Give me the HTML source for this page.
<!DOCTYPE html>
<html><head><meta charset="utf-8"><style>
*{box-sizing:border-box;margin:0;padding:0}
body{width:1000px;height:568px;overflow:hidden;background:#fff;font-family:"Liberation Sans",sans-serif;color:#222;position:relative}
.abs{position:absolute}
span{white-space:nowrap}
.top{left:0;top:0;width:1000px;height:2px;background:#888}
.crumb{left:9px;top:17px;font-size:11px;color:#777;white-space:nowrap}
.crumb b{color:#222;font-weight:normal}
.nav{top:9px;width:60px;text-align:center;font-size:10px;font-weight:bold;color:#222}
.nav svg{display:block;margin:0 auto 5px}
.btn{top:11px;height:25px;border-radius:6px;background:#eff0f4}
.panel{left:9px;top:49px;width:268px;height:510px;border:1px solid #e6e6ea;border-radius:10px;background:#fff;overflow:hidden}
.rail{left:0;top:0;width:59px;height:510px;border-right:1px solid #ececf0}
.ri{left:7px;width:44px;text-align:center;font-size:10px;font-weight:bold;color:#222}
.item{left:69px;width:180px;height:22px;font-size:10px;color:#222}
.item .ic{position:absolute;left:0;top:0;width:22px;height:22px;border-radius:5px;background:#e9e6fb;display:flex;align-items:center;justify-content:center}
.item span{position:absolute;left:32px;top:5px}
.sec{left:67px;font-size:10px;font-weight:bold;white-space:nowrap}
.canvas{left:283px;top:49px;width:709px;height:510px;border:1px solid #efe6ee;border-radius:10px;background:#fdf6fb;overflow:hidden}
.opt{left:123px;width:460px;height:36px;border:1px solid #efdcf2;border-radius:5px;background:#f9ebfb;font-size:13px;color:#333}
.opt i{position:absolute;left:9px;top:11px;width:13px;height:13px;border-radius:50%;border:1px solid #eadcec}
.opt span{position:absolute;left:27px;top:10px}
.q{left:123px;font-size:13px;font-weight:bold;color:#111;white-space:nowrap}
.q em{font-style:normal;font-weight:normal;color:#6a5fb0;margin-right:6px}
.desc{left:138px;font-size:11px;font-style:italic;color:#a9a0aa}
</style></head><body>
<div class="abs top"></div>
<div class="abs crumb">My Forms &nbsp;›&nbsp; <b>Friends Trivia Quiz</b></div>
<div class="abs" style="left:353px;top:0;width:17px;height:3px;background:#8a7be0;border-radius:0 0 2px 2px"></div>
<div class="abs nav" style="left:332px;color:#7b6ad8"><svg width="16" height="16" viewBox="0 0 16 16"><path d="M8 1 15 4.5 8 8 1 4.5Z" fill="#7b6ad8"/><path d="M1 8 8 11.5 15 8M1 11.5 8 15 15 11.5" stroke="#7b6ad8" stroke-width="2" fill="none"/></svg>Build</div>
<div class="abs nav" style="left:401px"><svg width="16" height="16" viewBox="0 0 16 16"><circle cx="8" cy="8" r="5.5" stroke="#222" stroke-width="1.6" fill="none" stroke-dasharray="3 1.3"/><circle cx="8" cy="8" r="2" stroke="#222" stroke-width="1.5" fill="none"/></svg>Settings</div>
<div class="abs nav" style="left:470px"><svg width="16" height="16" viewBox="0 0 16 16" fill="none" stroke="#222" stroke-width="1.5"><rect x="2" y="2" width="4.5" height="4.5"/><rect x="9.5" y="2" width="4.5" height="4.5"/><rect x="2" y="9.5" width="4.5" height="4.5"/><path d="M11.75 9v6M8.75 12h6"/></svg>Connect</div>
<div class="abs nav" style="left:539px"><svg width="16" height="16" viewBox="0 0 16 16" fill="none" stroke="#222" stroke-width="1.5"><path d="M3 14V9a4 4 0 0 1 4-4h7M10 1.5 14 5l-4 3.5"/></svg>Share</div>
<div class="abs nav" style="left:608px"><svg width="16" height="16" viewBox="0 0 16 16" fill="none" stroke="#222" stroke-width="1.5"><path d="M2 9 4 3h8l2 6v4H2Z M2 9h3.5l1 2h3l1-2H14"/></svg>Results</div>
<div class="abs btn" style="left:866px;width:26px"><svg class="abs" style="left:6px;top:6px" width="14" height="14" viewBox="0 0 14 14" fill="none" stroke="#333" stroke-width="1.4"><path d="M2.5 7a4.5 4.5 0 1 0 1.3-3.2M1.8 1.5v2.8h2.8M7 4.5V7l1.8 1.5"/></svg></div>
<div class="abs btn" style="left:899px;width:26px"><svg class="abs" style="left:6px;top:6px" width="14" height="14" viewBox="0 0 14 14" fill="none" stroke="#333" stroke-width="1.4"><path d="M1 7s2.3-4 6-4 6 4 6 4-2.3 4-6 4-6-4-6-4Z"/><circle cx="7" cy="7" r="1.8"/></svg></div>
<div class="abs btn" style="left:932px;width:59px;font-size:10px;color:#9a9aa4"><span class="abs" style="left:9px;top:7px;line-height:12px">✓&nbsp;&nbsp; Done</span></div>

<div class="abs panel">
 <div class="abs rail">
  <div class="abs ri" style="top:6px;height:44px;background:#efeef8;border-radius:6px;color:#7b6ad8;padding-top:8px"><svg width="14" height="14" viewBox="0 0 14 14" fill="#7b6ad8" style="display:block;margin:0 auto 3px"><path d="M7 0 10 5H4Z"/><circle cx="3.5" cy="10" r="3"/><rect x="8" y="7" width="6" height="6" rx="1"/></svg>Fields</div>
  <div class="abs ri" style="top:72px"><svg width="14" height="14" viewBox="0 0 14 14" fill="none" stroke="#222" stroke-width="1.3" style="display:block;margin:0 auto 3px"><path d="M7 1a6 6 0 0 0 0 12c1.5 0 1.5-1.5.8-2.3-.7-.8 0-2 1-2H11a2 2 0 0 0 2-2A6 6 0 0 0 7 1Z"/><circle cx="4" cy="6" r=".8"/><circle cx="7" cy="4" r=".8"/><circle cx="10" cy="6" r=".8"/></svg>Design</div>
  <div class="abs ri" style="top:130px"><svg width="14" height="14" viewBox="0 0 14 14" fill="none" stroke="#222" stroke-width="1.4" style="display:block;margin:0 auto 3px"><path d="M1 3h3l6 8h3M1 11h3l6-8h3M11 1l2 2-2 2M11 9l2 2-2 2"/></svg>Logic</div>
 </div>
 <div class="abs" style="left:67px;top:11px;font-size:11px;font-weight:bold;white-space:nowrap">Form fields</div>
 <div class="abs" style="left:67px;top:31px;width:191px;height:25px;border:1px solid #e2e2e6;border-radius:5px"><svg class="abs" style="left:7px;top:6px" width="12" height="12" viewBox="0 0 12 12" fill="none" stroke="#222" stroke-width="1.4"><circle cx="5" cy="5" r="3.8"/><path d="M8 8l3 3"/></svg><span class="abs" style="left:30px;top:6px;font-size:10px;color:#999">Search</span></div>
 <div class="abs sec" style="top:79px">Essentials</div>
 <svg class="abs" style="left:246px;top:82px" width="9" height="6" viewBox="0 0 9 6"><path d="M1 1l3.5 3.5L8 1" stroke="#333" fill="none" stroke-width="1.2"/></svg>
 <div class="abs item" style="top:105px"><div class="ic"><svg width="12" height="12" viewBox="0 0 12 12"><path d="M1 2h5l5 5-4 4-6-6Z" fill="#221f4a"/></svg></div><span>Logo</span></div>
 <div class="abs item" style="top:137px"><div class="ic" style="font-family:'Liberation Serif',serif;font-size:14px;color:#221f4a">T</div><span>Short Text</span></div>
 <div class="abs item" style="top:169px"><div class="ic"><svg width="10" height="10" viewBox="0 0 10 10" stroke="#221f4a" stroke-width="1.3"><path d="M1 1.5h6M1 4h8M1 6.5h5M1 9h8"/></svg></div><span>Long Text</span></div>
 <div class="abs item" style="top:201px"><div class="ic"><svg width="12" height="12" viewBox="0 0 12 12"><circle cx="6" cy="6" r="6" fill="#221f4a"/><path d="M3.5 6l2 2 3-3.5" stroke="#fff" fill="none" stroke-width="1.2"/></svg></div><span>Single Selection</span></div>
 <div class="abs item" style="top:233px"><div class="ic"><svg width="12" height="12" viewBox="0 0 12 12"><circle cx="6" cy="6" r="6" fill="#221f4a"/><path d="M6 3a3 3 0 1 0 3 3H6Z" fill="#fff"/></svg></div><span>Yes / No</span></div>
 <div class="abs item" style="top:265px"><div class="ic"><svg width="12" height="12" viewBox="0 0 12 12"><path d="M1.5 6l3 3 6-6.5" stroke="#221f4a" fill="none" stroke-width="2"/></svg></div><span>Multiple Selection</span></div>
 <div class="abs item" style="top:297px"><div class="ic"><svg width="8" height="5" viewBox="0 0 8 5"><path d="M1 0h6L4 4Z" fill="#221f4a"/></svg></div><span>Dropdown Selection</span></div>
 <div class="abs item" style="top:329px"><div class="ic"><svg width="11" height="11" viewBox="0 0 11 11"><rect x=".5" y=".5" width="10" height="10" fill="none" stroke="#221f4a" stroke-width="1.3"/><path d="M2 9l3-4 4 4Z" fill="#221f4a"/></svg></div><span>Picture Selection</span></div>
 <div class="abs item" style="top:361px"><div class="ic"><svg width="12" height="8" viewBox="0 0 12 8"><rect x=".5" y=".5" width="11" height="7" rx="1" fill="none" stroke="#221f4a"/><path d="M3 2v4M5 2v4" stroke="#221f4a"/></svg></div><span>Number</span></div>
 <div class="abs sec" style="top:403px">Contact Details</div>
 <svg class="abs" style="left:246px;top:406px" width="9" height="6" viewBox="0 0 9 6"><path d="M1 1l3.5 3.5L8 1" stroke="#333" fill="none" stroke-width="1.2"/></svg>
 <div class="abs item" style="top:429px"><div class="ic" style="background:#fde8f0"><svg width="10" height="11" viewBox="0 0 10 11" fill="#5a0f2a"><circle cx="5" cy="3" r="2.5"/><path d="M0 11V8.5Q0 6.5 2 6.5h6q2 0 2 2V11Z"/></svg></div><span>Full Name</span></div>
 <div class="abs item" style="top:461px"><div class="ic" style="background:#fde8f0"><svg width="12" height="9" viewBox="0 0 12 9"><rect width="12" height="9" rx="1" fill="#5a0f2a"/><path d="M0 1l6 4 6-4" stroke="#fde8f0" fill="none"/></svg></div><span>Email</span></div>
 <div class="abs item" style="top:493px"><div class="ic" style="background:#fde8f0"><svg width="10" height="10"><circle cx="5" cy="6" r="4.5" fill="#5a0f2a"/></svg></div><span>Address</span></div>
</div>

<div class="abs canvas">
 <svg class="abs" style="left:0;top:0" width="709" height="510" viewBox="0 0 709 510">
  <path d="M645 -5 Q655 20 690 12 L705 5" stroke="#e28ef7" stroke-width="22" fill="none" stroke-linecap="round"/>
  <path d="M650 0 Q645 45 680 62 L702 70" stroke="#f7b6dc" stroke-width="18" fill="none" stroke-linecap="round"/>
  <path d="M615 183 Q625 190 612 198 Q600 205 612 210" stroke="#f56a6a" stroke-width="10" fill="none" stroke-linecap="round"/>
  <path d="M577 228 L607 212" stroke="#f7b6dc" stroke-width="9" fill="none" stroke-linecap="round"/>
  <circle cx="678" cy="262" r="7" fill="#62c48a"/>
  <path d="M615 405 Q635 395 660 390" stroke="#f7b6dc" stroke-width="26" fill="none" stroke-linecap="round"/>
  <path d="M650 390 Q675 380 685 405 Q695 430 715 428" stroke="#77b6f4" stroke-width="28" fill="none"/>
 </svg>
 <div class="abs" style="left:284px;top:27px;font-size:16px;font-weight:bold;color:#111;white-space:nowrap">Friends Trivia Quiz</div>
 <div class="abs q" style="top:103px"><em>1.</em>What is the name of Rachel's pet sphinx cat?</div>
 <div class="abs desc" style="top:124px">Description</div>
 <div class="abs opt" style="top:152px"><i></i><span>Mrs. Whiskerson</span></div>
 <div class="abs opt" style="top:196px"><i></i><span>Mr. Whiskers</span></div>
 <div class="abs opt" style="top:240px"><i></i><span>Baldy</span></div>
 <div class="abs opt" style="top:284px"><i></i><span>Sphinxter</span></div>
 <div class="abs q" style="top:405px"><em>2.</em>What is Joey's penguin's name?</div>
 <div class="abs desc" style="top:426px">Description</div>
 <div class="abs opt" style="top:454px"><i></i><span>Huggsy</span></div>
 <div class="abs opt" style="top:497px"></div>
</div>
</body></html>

§

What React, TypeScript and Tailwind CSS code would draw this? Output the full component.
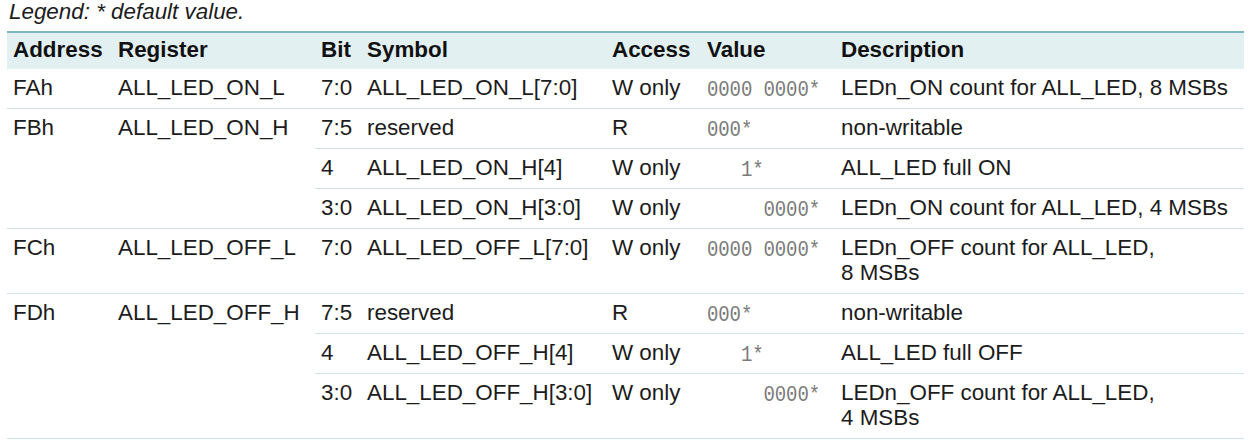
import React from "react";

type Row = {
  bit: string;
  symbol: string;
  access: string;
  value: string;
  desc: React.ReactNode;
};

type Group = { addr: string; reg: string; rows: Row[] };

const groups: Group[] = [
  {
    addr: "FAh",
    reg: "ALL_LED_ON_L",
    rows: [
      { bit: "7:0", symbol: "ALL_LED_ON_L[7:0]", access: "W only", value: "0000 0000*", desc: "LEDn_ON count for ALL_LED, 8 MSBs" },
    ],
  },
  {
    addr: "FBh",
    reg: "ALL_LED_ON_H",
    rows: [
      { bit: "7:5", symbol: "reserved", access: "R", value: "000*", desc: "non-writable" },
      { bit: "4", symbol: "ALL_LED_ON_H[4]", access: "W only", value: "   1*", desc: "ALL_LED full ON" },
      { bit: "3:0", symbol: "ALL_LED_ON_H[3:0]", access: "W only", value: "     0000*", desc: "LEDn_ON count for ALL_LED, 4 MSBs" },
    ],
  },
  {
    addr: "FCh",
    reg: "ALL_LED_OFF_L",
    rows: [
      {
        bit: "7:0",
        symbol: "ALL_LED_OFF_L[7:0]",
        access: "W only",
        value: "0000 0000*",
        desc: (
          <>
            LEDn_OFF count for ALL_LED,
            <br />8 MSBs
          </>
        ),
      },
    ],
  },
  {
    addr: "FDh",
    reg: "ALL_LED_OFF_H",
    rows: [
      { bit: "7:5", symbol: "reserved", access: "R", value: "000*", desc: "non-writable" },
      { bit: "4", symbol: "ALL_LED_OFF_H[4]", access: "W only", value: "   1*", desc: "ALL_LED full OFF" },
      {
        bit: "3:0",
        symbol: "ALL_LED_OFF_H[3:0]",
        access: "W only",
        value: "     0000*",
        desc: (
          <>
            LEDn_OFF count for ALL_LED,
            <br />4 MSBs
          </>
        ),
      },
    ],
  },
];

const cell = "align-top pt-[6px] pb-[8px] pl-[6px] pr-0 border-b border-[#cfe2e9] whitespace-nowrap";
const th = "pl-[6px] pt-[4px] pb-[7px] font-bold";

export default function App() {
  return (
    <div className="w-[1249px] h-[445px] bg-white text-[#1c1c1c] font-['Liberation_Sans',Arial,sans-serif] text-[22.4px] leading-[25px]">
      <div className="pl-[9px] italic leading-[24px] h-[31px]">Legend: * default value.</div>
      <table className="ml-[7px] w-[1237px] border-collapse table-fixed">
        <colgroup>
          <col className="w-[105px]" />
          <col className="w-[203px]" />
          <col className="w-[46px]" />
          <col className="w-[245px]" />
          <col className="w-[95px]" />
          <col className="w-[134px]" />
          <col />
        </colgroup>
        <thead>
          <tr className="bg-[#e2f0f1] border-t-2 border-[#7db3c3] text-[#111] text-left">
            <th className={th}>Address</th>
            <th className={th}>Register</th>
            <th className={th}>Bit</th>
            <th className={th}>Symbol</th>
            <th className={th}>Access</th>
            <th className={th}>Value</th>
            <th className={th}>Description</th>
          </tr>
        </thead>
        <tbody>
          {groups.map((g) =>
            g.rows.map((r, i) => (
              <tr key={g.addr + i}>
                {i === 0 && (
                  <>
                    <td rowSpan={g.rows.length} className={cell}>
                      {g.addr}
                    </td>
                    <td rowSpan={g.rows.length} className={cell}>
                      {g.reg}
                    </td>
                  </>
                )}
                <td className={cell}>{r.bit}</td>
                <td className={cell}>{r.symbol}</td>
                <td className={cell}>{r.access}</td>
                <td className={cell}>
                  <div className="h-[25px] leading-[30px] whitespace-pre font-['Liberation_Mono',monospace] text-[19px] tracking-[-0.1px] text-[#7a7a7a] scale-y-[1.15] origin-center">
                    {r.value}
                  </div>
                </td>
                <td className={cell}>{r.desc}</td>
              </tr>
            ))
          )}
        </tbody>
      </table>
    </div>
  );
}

§

• [TASK PROMPT] Using the data above, which lines fall from the one with "What React, TypeScript" through the one with "string; reg: string;"? Repeat them exactly, ends included, minus any pictures.

• [PROBLEM SOLUTION]
What React, TypeScript and Tailwind CSS code would draw this? Output the full component.
import React from "react";

type Row = {
  bit: string;
  symbol: string;
  access: string;
  value: string;
  desc: React.ReactNode;
};

type Group = { addr: string; reg: string; rows: Row[] };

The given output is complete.